Your own locations' names never appear on this page today, the rows here are network-wide and family-wide totals and medians, not a location-by-location breakdown.

How to use it

  1. 1Start at the hero. The "Above Cohort" count and the "Savings Opportunity" dollar figure tell you in one glance whether materials are worth a conversation this month.
  2. 2Open Top opportunities and read the leading tiles, they name the specific material, your network's price, and the cohort's price side by side, so you know exactly what to ask your buyers about.
  3. 3Check Spend by family before a vendor or supplier negotiation, it tells you which category of material (roofing, drywall, paint) is worth spending negotiating time on versus which is immaterial to total spend.
  4. 4Scan All materials for the full picture, including materials already priced at or below cohort, so you know what's already working, not just what's lagging.
  5. 5Bring the specific material names and dollar gaps into your next ops or supplier call.
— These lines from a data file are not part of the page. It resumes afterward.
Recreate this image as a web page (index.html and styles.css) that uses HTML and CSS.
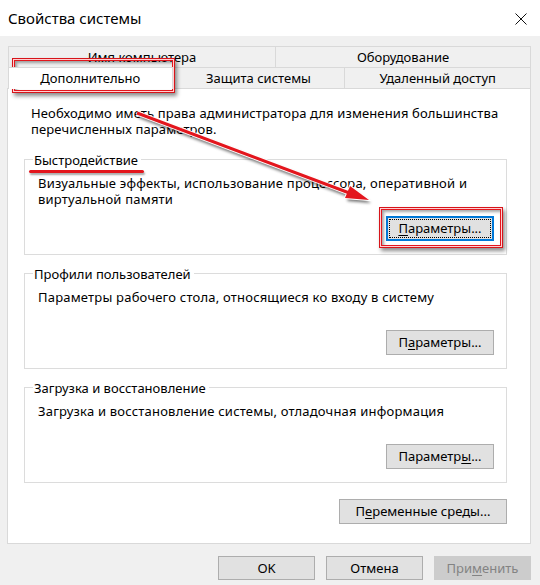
FILE: index.html
```html
<!DOCTYPE html>
<html lang="ru">
<head>
<meta charset="utf-8">
<title>Свойства системы</title>
<link rel="stylesheet" href="styles.css">
</head>
<body>
<div class="window">
  <div class="titlebar">
    <span class="title">Свойства системы</span>
    <svg class="close" width="12" height="12" viewBox="0 0 12 12"><path d="M0.5 0.5 L11.5 11.5 M11.5 0.5 L0.5 11.5" stroke="#111" stroke-width="1" fill="none"/></svg>
  </div>
  <div class="body">
    <div class="tabs">
      <div class="tabrow row1">
        <div class="tab t-name">Имя компьютера</div>
        <div class="tab t-hw">Оборудование</div>
      </div>
      <div class="tabrow row2">
        <div class="tab t-adv selected">Дополнительно</div>
        <div class="tab t-prot">Защита системы</div>
        <div class="tab t-remote">Удаленный доступ</div>
      </div>
    </div>
    <div class="panel">
      <p class="intro">Необходимо иметь права администратора для изменения большинства перечисленных параметров.</p>
      <div class="group">
        <div class="legend"><span class="legend-text perf">Быстродействие</span></div>
        <p class="desc">Визуальные эффекты, использование процессора, оперативной и виртуальной памяти</p>
        <div class="actions"><button class="btn focused"><span class="focusrect"><u>П</u>араметры...</span></button></div>
      </div>
      <div class="group">
        <div class="legend"><span class="legend-text">Профили пользователей</span></div>
        <p class="desc">Параметры рабочего стола, относящиеся ко входу в систему</p>
        <div class="actions"><button class="btn">П<u>а</u>раметры...</button></div>
      </div>
      <div class="group">
        <div class="legend"><span class="legend-text">Загрузка и восстановление</span></div>
        <p class="desc">Загрузка и восстановление системы, отладочная информация</p>
        <div class="actions"><button class="btn">Параметр<u>ы</u>...</button></div>
      </div>
      <div class="env-row"><button class="btn env">П<u>е</u>ременные среды...</button></div>
    </div>
    <div class="footer">
      <button class="btn dlg">OK</button>
      <button class="btn dlg">Отмена</button>
      <button class="btn dlg disabled">При<u>м</u>енить</button>
    </div>
  </div>
</div>
<div class="overlay">
  <div class="mark mark-tab"></div>
  <div class="mark mark-btn"></div>
  <svg class="arrow" width="540" height="585" viewBox="0 0 540 585">
    <defs>
      <filter id="sh" x="-20%" y="-20%" width="140%" height="140%">
        <feGaussianBlur stdDeviation="1.5"/>
      </filter>
    </defs>
    <g transform="translate(2,3)" filter="url(#sh)" opacity="0.55">
      <line x1="137" y1="113" x2="352" y2="194" stroke="#000" stroke-width="4"/>
      <polygon points="369,200 345,198 350,186" fill="#000"/>
    </g>
    <line x1="137" y1="113" x2="352" y2="194" stroke="#fff" stroke-width="5"/>
    <polygon points="369,200 345,198 350,186" fill="#fff" stroke="#fff" stroke-width="2"/>
    <line x1="137" y1="113" x2="352" y2="194" stroke="#e3161d" stroke-width="3"/>
    <polygon points="369,200 345,198 350,186" fill="#e3161d"/>
  </svg>
</div>
</body>
</html>
```

FILE: styles.css
```css
* { box-sizing: border-box; }
html, body { margin: 0; padding: 0; }
body {
  width: 540px;
  height: 585px;
  overflow: hidden;
  background: #f0f0f0;
  font-family: "Noto Sans", "Segoe UI", "Liberation Sans", sans-serif;
  font-size: 13px;
  color: #000;
  position: relative;
}
.window { width: 540px; height: 585px; display: flex; flex-direction: column; }
.titlebar {
  height: 36px;
  background: #fff;
  display: flex;
  align-items: center;
  justify-content: space-between;
  padding: 0 13px 0 8px;
}
.title { font-size: 15px; color: #000; }
.close { display: block; margin-top: 2px; }

.body { padding: 10px 9px 0 7px; display: flex; flex-direction: column; }

.tabs { width: 524px; display: flex; flex-direction: column; padding-left: 1px; }
.tabrow { display: flex; height: 21px; }
.tab {
  border: 1px solid #d9d9d9;
  border-bottom: none;
  background: #f0f0f0;
  display: flex;
  align-items: center;
  justify-content: center;
  line-height: 1;
  margin-left: -1px;
}
.tab:first-child { margin-left: 0; }
.t-name { width: 268px; }
.t-hw { width: 256px; }
.t-adv { width: 165px; }
.t-prot { width: 174px; }
.t-remote { width: 187px; }
.tab.selected { background: #fff; position: relative; z-index: 2; height: 22px; }

.panel {
  width: 524px;
  height: 456px;
  background: #fff;
  border: 1px solid #d9d9d9;
  padding: 16px 23px 0 16px;
  display: flex;
  flex-direction: column;
}
.intro { margin: 0 0 0 7px; line-height: 16px; letter-spacing: 0.12px; }
.group {
  width: 483px;
  height: 96px;
  border: 1px solid #dcdcdc;
  margin-top: 22px;
  padding: 0 12px 0 13px;
  display: flex;
  flex-direction: column;
}
.group + .group { margin-top: 18px; }
.legend { height: 0; position: relative; }
.legend-text {
  position: relative;
  top: -9px;
  margin-left: -5px;
  padding: 0 3px 0 1px;
  background: #fff;
  line-height: 16px;
  display: inline-block;
}
.perf::after {
  content: "";
  position: absolute;
  left: -4px;
  right: -3px;
  top: 18px;
  height: 3px;
  background: #e3161d;
  border-radius: 2px;
  box-shadow: 1px 2px 2px rgba(0,0,0,.35);
}
.desc { margin: 15px 0 0 0; line-height: 16px; letter-spacing: 0.2px; }
.actions { margin-top: auto; margin-bottom: 13px; display: flex; justify-content: flex-end; }

.btn {
  font-family: inherit;
  font-size: 13px;
  color: #000;
  background: #e1e1e1;
  border: 1px solid #adadad;
  height: 25px;
  width: 108px;
  padding: 0;
  display: flex;
  align-items: center;
  justify-content: center;
  line-height: 1;
}
.btn u { text-decoration: underline; text-underline-offset: 2px; }
.btn.focused { border: 2px solid #0078d7; padding: 1px; }
.focusrect {
  border: 1px dotted #000;
  width: 100%;
  height: 100%;
  display: flex;
  align-items: center;
  justify-content: center;
}
.env-row { display: flex; justify-content: flex-end; margin-top: 16px; }
.btn.env { width: 168px; }

.footer {
  display: flex;
  justify-content: flex-end;
  gap: 11px;
  margin-top: 12px;
  padding-right: 0;
}
.btn.dlg { width: 97px; height: 24px; }
.btn.disabled { background: #cccccc; border-color: #cccccc; color: #838383; }

.overlay { position: absolute; left: 0; top: 0; width: 540px; height: 585px; pointer-events: none; }
.mark {
  position: absolute;
  border: 1px solid #d7141a;
  box-shadow: inset 0 0 0 1px #ffd0d2, inset 0 0 0 2px #e3161d, inset 2px 2px 3px 2px rgba(0,0,0,.35), 2px 3px 4px rgba(0,0,0,.45);
}
.mark-tab { left: 12px; top: 58px; width: 163px; height: 35px; }
.mark-btn { left: 379px; top: 207px; width: 124px; height: 41px; }
.arrow { position: absolute; left: 0; top: 0; }
```
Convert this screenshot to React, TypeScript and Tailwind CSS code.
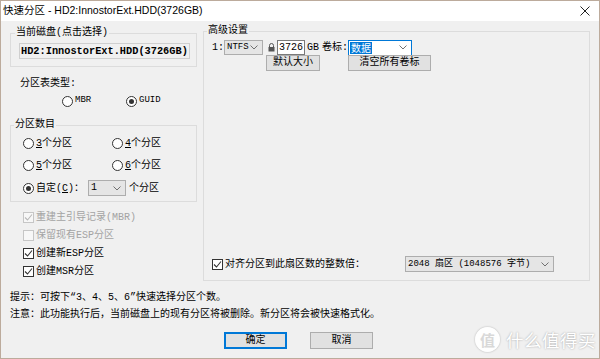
import React from "react";

const ui = { fontFamily: '"Liberation Mono", "Noto Sans CJK SC", monospace' };
const cjk = { fontFamily: '"Noto Sans CJK SC", "Liberation Sans", sans-serif' };

const Chevron = ({ color = "#707070" }: { color?: string }) => (
	<svg width="8" height="5" viewBox="0 0 8 5" className="shrink-0">
		<polyline points="0.5,0.5 4,4 7.5,0.5" fill="none" stroke={color} strokeWidth="1" />
	</svg>
);

const Radio = ({ checked }: { checked?: boolean }) => (
	<span className="w-[11px] h-[11px] rounded-full border border-[#333] bg-white flex items-center justify-center shrink-0">
		{checked && <span className="w-[5px] h-[5px] rounded-full bg-[#333]" />}
	</span>
);

const Check = ({ checked, disabled }: { checked?: boolean; disabled?: boolean }) => (
	<span
		className={`w-[11px] h-[11px] border flex items-center justify-center shrink-0 ${
			disabled ? "border-[#c6c6c6] bg-[#f7f7f7]" : "border-[#333] bg-white"
		}`}>
		{checked && (
			<svg width="9" height="9" viewBox="0 0 9 9">
				<polyline points="1,4.5 3.5,7 8,1.5" fill="none" stroke={disabled ? "#b8b8b8" : "#333"} strokeWidth="1.1" />
			</svg>
		)}
	</span>
);

const Combo = ({ children, className = "" }: { children: React.ReactNode; className?: string }) => (
	<div className={`border border-[#adadad] bg-[#e5e5e5] flex items-center justify-between pl-[2px] pr-[4px] ${className}`}>
		<span className="leading-none whitespace-nowrap">{children}</span>
		<Chevron />
	</div>
);

const Btn = ({ children, className = "" }: { children: React.ReactNode; className?: string }) => (
	<div className={`border bg-[#e1e1e1] flex items-center justify-center leading-none ${className}`}>{children}</div>
);

const Lock = () => (
	<svg width="7" height="9" viewBox="0 0 7 9" className="shrink-0">
		<path d="M1.5 4V2.5a2 2 0 0 1 4 0V4" fill="none" stroke="#555" strokeWidth="1" />
		<rect x="0.5" y="4" width="6" height="4.5" fill="#555" />
	</svg>
);

export default function App() {
	return (
		<div className="w-[600px] h-[359px] border border-[#bcab9c] flex flex-col text-[10px] text-black bg-[#f0f0f0]" style={ui}>
			{/* title bar */}
			<div className="h-[20px] bg-white flex items-center justify-between pl-[2px] pr-[9px] shrink-0">
				<span className="text-[10.5px] text-black" style={{ fontFamily: '"Liberation Sans", "Noto Sans CJK SC", sans-serif' }}>
					快速分区 - HD2:InnostorExt.HDD(3726GB)
				</span>
				<svg width="10" height="10" viewBox="0 0 10 10">
					<path d="M0.5 0.5 L9.5 9.5 M9.5 0.5 L0.5 9.5" stroke="#222" strokeWidth="1" />
				</svg>
			</div>

			<div className="relative flex-1 flex flex-col pl-[9px] pr-[7px]">
				<div className="flex items-start gap-[6px]">
					{/* left column */}
					<div className="w-[187px] flex flex-col">
						<fieldset className="mt-[5px] border border-[#dcdcdc] pb-[7px]">
							<legend className="ml-[4px] px-[1px] leading-[14px]">当前磁盘(点击选择)</legend>
							<div className="mt-[3px] ml-[8px] w-[171px] h-[16px] border border-[#cfcfcf] flex items-center pl-[1px] font-bold text-[10.3px] leading-none">
								HD2:InnostorExt.HDD(3726GB)
							</div>
						</fieldset>

						<div className="mt-[10px] pl-[10px] h-[14px] leading-[14px]">分区表类型:</div>
						<div className="mt-[3px] h-[14px] pl-[52px] flex items-center">
							<div className="w-[64px] flex items-center gap-[2px]">
								<Radio />
								<span className="text-[9px]">MBR</span>
							</div>
							<div className="flex items-center gap-[2px]">
								<Radio checked />
								<span className="text-[9px]">GUID</span>
							</div>
						</div>

						<fieldset className="mt-[10px] border border-[#dcdcdc] pb-[5px]">
							<legend className="ml-[3px] px-[1px] leading-[14px]">分区数目</legend>
							<div className="mt-[4px] h-[14px] pl-[12px] flex items-center">
								<div className="w-[89px] flex items-center gap-[2px]">
									<Radio />
									<span>
										<u>3</u>个分区
									</span>
								</div>
								<div className="flex items-center gap-[2px]">
									<Radio />
									<span>
										<u>4</u>个分区
									</span>
								</div>
							</div>
							<div className="mt-[8px] h-[14px] pl-[12px] flex items-center">
								<div className="w-[89px] flex items-center gap-[2px]">
									<Radio />
									<span>
										<u>5</u>个分区
									</span>
								</div>
								<div className="flex items-center gap-[2px]">
									<Radio />
									<span>
										<u>6</u>个分区
									</span>
								</div>
							</div>
							<div className="mt-[8px] h-[16px] pl-[12px] flex items-center">
								<div className="w-[65px] flex items-center gap-[2px]">
									<Radio checked />
									<span>
										自定(<u>C</u>)：
									</span>
								</div>
								<Combo className="w-[38px] h-[16px]">1</Combo>
								<span className="ml-[3px]">个分区</span>
							</div>
						</fieldset>

						<div className="mt-[6px] pl-[13px] flex flex-col">
							<div className="h-[18px] flex items-center gap-[2px] text-[#a3a3a3]">
								<Check checked disabled />
								<span>重建主引导记录(MBR)</span>
							</div>
							<div className="h-[18px] flex items-center gap-[2px] text-[#a3a3a3]">
								<Check disabled />
								<span>保留现有ESP分区</span>
							</div>
							<div className="h-[18px] flex items-center gap-[2px]">
								<Check checked />
								<span>创建新ESP分区</span>
							</div>
							<div className="h-[18px] flex items-center gap-[2px]">
								<Check checked />
								<span>创建MSR分区</span>
							</div>
						</div>
					</div>

					{/* advanced settings */}
					<fieldset className="mt-[3px] w-[387px] h-[257px] border border-[#dcdcdc]">
						<legend className="ml-[3px] px-[1px] leading-[14px]">高级设置</legend>
						<div className="mt-[2px] h-[15px] pl-[8px] flex items-center">
							<span className="w-[12px]">1:</span>
							<Combo className="w-[39px] h-[15px] text-[9px]">NTFS</Combo>
							<span className="ml-[5px]">
								<Lock />
							</span>
							<div className="ml-[2px] w-[28px] h-[15px] border border-[#7a7a7a] bg-white flex items-center pl-[1px] leading-none">3726</div>
							<span className="ml-[2px]">GB</span>
							<span className="ml-[3px]">卷标:</span>
							<div className="w-[64px] h-[16px] border border-[#0078d7] bg-white flex items-center justify-between pl-[1px] pr-[4px]">
								<span className="bg-[#0078d7] text-white leading-[12px] px-[1px]" style={cjk}>
									数据
								</span>
								<Chevron />
							</div>
						</div>
						<div className="h-[16px] pl-[62px] flex items-center">
							<Btn className="w-[54px] h-[16px] border-[#adadad]">默认大小</Btn>
							<Btn className="ml-[28px] w-[83px] h-[16px] border-[#adadad]">清空所有卷标</Btn>
						</div>
						<div className="mt-[185px] h-[16px] pl-[8px] flex items-center">
							<div className="w-[193px] flex items-center gap-[2px]">
								<Check checked />
								<span>对齐分区到此扇区数的整数倍：</span>
							</div>
							<Combo className="w-[149px] h-[16px] text-[9px]">2048 扇区 (1048576 字节)</Combo>
						</div>
					</fieldset>
				</div>

				<div className="mt-[10px] h-[14px] leading-[14px]">提示：可按下“3、4、5、6”快速选择分区个数。</div>
				<div className="mt-[3px] h-[14px] leading-[14px]">注意：此功能执行后，当前磁盘上的现有分区将被删除。新分区将会被快速格式化。</div>

				<div className="mt-[10px] pl-[214px] flex gap-[23px]">
					<Btn className="w-[63px] h-[17px] border-[#0078d7] shadow-[inset_0_0_0_1px_#0078d7]">确定</Btn>
					<Btn className="w-[63px] h-[17px] border-[#adadad]">取消</Btn>
				</div>

				{/* watermark */}
				<div className="absolute right-[3px] bottom-[6px] flex items-center gap-[6px] text-white" style={cjk}>
					<span className="w-[25px] h-[25px] rounded-full bg-white/90 flex items-center justify-center text-[15px] text-[#d8d8d8] font-bold leading-none shadow-[0_0_2px_rgba(0,0,0,0.3)]">
						值
					</span>
					<span className="text-[17.5px] leading-none tracking-[0.5px] [text-shadow:0_0_2px_rgba(0,0,0,0.35)]">什么值得买</span>
				</div>
			</div>
		</div>
	);
}
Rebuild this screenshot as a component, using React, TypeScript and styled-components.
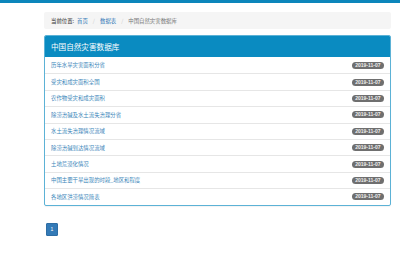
import React from 'react';
import styled, { createGlobalStyle } from 'styled-components';

const GlobalStyle = createGlobalStyle`
  body {
    margin: 0;
    background: #fff;
    font-family: "Microsoft YaHei", "Noto Sans CJK SC", "Liberation Sans", sans-serif;
  }
`;

const TopBar = styled.div`
  height: 3px;
  background: #0c86bb;
`;

const Container = styled.div`
  width: 347px;
  margin-left: 44px;
`;

const Breadcrumb = styled.div`
  margin-top: 9px;
  height: 17px;
  padding: 0 7px;
  display: flex;
  align-items: center;
  gap: 3px;
  background: #f5f5f5;
  border-radius: 2px;
  font-size: 5.4px;
  color: #777;
`;

const Label = styled.span`
  color: #333;
`;

const Crumb = styled.a<{ $active?: boolean }>`
  color: ${({ $active }) => ($active ? '#777' : '#337ab7')};
  text-decoration: none;
`;

const Sep = styled.span`
  color: #ccc;
  padding: 0 2px;
`;

const Panel = styled.div`
  margin-top: 6px;
  border: 1px solid #5cb2d6;
  border-radius: 2px;
  overflow: hidden;
  box-shadow: 0 1px 1px rgba(0, 0, 0, 0.05);
`;

const Heading = styled.div`
  height: 21px;
  display: flex;
  align-items: center;
  padding: 0 6px;
  background: #0a8bc1;
  color: #fff;
  font-size: 7.6px;
`;

const Row = styled.div`
  height: 16.4px;
  display: flex;
  align-items: center;
  justify-content: space-between;
  padding: 0 6px;
  border-top: 1px solid #e6e6e6;
  box-sizing: border-box;
  &:first-child {
    border-top: none;
  }
`;

const ItemLink = styled.a`
  color: #3a86b9;
  font-size: 5.4px;
  text-decoration: none;
`;

const Badge = styled.span`
  background: #6f6f6f;
  color: #eee;
  font-family: "Liberation Sans", sans-serif;
  font-weight: bold;
  font-size: 5px;
  line-height: 7px;
  padding: 0 3.5px;
  border-radius: 4px;
`;

const Pagination = styled.div`
  margin-top: 17px;
  margin-left: 2px;
  display: flex;
`;

const PageButton = styled.span`
  width: 12px;
  height: 13px;
  display: flex;
  align-items: center;
  justify-content: center;
  background: #337ab7;
  border: 1px solid #2e6da4;
  border-radius: 1px;
  box-sizing: border-box;
  color: #fff;
  font-family: "Liberation Sans", sans-serif;
  font-size: 5px;
`;

const items = [
  '历年水旱灾害面积分省',
  '受灾和成灾面积全国',
  '农作物受灾和成灾面积',
  '除涝治碱及水土流失治理分省',
  '水土流失治理情况流域',
  '除涝治碱到达情况流域',
  '土地荒漠化情况',
  '中国主要干旱出现的时段_地区和程度',
  '各地区洪涝情况简表',
];

export default function App() {
  return (
    <>
      <GlobalStyle />
      <TopBar />
      <Container>
        <Breadcrumb>
          <Label>当前位置:</Label>
          <Crumb href="#">首页</Crumb>
          <Sep>/</Sep>
          <Crumb href="#">数据表</Crumb>
          <Sep>/</Sep>
          <Crumb $active>中国自然灾害数据库</Crumb>
        </Breadcrumb>
        <Panel>
          <Heading>中国自然灾害数据库</Heading>
          <div>
            {items.map((name) => (
              <Row key={name}>
                <ItemLink href="#">{name}</ItemLink>
                <Badge>2019-11-07</Badge>
              </Row>
            ))}
          </div>
        </Panel>
        <Pagination>
          <PageButton>1</PageButton>
        </Pagination>
      </Container>
    </>
  );
}
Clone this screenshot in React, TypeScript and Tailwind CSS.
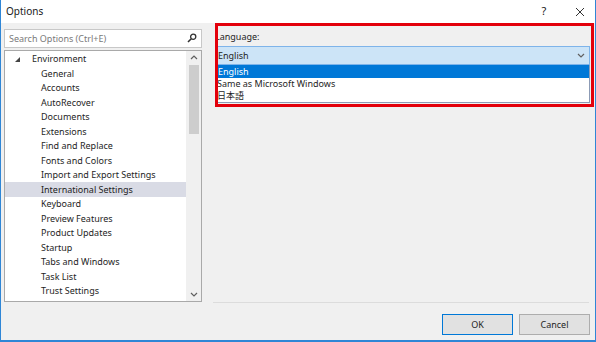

The page gives you the number; the sourcing decision is yours.

Tip

"Above cohort" is not a judgment that your network is doing something wrong. Higher per-unit prices can reflect regional cost differences, a smaller-volume supplier relationship, or a material specification your network deliberately runs. Use the gap as a prompt to check, not as an automatic verdict.

Heads up

An empty or thin Materials page is not a broken page. Every row here depends on your locations' invoice data being connected and a cohort of contributors existing outside your network for that specific material. Materials and families self-hide until they have a real number to show rather than displaying placeholder rows.

Data sources

Data sources

  1. 1.Your network's own locations' connected supplier invoice data, aggregated. Your network.
  2. 2.Network-wide anonymized peer material-price contributions. Verinode network.